Barriers to and new approaches for gene therapy and gene delivery in cystic fibrosis

Abstract

Clinical trials of gene therapy for cystic fibrosis suggest that current levels of gene transfer efficiency are probably too low to result in clinical benefit, largely as a result of the barriers faced by gene transfer vectors within the airways. The respiratory epithelium has evolved a complex series of extracellular barriers (mucus, lack of receptors, immune surveillance, etc.) aimed at preventing penetration of lumenally delivered materials, including gene therapy vectors. In addition, once in the cell, further hurdles have to be overcome, including DNA degradation, nuclear import and the ability to maintain long-term transgene expression.
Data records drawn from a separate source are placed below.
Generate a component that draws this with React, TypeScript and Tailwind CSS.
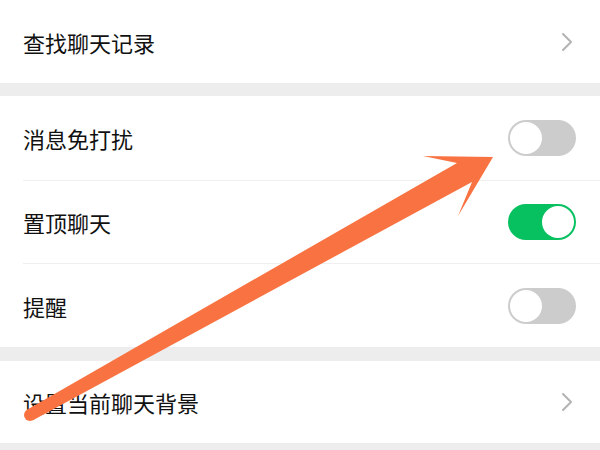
import React from 'react';

const ChevronRight = () => (
  <svg width="12" height="20" viewBox="0 0 12 20" fill="none">
    <path d="M2 2l8 8-8 8" stroke="#b3b3b3" strokeWidth="2" strokeLinecap="round" strokeLinejoin="round" />
  </svg>
);

const Toggle = ({ on }: { on: boolean }) => (
  <div
    className={`w-[68px] h-[36px] rounded-full p-[2px] flex items-center ${
      on ? 'bg-[#07c160] justify-end' : 'bg-[#cccccc] justify-start'
    }`}
  >
    <div className="w-[32px] h-[32px] rounded-full bg-white" />
  </div>
);

const Row = ({ label, children, h }: { label: string; children: React.ReactNode; h: string }) => (
  <div className={`${h} flex items-center justify-between pl-[23px] pr-[24px] bg-white`}>
    <span className="text-[22px] text-[#111111] leading-none">{label}</span>
    {children}
  </div>
);

const Divider = () => (
  <div className="bg-white pl-[23px]">
    <div className="h-px bg-[#efefef]" />
  </div>
);

export default function App() {
  return (
    <div
      className="relative w-[600px] h-[450px] overflow-hidden bg-[#ededed]"
      style={{ fontFamily: '"Noto Sans CJK SC", "Noto Sans", sans-serif' }}
    >
      <Row label="查找聊天记录" h="h-[83px]">
        <div className="pr-[3px]"><ChevronRight /></div>
      </Row>
      <div className="h-[13px]" />
      <Row label="消息免打扰" h="h-[84px]">
        <Toggle on={false} />
      </Row>
      <Divider />
      <Row label="置顶聊天" h="h-[82px]">
        <Toggle on={true} />
      </Row>
      <Divider />
      <Row label="提醒" h="h-[83px]">
        <Toggle on={false} />
      </Row>
      <div className="h-[14px]" />
      <Row label="设置当前聊天背景" h="h-[82px]">
        <div className="pr-[3px]"><ChevronRight /></div>
      </Row>

      {/* annotation arrow */}
      <svg className="absolute inset-0 pointer-events-none" width="600" height="450" viewBox="0 0 600 450">
        <circle cx="30" cy="415" r="6" fill="#f87341" />
        <polygon
          points="27,409.8 457,163 423,156 493,157 458,216 472,182 33,420.2"
          fill="#f87341"
        />
      </svg>
    </div>
  );
}
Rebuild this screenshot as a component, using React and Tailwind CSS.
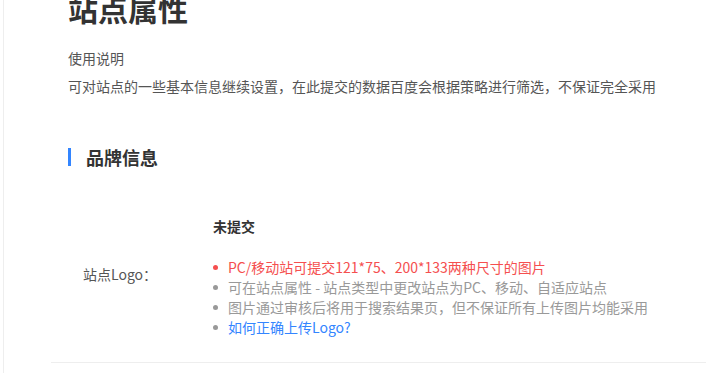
import React from "react";

const tips = [
  { text: "PC/移动站可提交121*75、200*133两种尺寸的图片", color: "text-[#f54f4f]", dot: "bg-[#f54f4f]" },
  { text: "可在站点属性 - 站点类型中更改站点为PC、移动、自适应站点", color: "text-[#999]", dot: "bg-[#999]" },
  { text: "图片通过审核后将用于搜索结果页，但不保证所有上传图片均能采用", color: "text-[#999]", dot: "bg-[#999]" },
  { text: "如何正确上传Logo?", color: "text-[#3385ff]", dot: "bg-[#999]" },
];

export default function App() {
  return (
    <div
      className="w-[706px] h-[385px] overflow-hidden bg-white"
      style={{ fontFamily: '"Noto Sans CJK SC", "Microsoft YaHei", sans-serif' }}
    >
      <div className="ml-[3px] h-full border-l border-[#eee] pl-[64px]">
        {/* TITLE */}
        <h1 className="-mt-[12px] text-[30px] leading-[40px] font-bold text-[#333]">
          站点属性
        </h1>

        {/* DESCRIPTION */}
        <div className="mt-[16px] text-[14px] leading-[28px] text-[#555]">
          <p>使用说明</p>
          <p>可对站点的一些基本信息继续设置，在此提交的数据百度会根据策略进行筛选，不保证完全采用</p>
        </div>

        {/* BRAND INFO */}
        <div className="mt-[48px] flex items-center h-[18px]">
          <span className="w-[3px] h-[18px] bg-[#3385ff]" />
          <h2 className="ml-[15px] text-[18px] font-bold text-[#333] leading-[18px]">
            品牌信息
          </h2>
        </div>

        <div className="mt-[50px] flex">
          <div className="w-[145px] pt-[48px] pl-[15px] text-[14px] leading-[20px] text-[#555]">
            站点Logo：
          </div>
          <div>
            <p className="text-[14px] font-bold text-[#333] leading-[20px]">未提交</p>
            <ul className="mt-[21px] text-[14px] leading-[20px]">
              {tips.map((t) => (
                <li key={t.text} className="flex items-center">
                  <span className={`w-[5px] h-[5px] rounded-full ${t.dot}`} />
                  <span className={`ml-[10px] ${t.color}`}>{t.text}</span>
                </li>
              ))}
            </ul>
          </div>
        </div>

        <div className="mt-[25px] -ml-[17px] border-t border-[#eee]" />
      </div>
    </div>
  );
}
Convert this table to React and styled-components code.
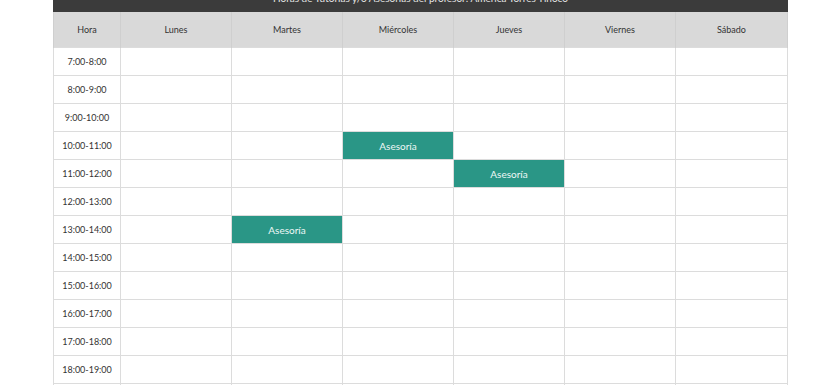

Strategies to overcome these barriers will be addressed in this review and include the use of: (i) clinically relevant adjuncts to overcome the extra- and intracellular barriers; (ii) less-conventional delivery routes, such as intravenous or in utero administration; (iii) more efficient non-viral vectors and 'stealth' viruses which can be re-administered; and (iv) new approaches to prolong transgene expression by means of alternative promoters or integrating vectors. These advances have the potential to improve the efficiency of gene delivery to the airway epithelium, thus making gene therapy a more realistic option for cystic fibrosis.

Fig. 1

Extracellular and intracellular barriers limit gene transfer efficiency of viral and non-viral vectors to airway epithelial cells. Extracellular barriers include the presence of infected mucus and sputum, mucociliary clearance and tight junctions between the cells, which limit the access of viral vectors to receptors localised on the basolateral membrane. Alternatively, gene transfer agents could be delivered intravenously (I/V route), even if it is unlikely that airway epithelial cells will be targeted. Inflammation, CTL-mediated degradation of transduced cells and neutralizing antibodies can further limit transgene expression or re-administration of the gene transfer vectors. Hidden stem or progenitor cells could be targeted by lentiviral vectors. Once inside the cell, the genetic material has to overcome endosome and cytoplasmic degradation and to get into the nucleus. CE, ciliated cell; B, basal cell; G, goblet cell; TJ, tight junctions; C, capillary; SMG, submucosal gland.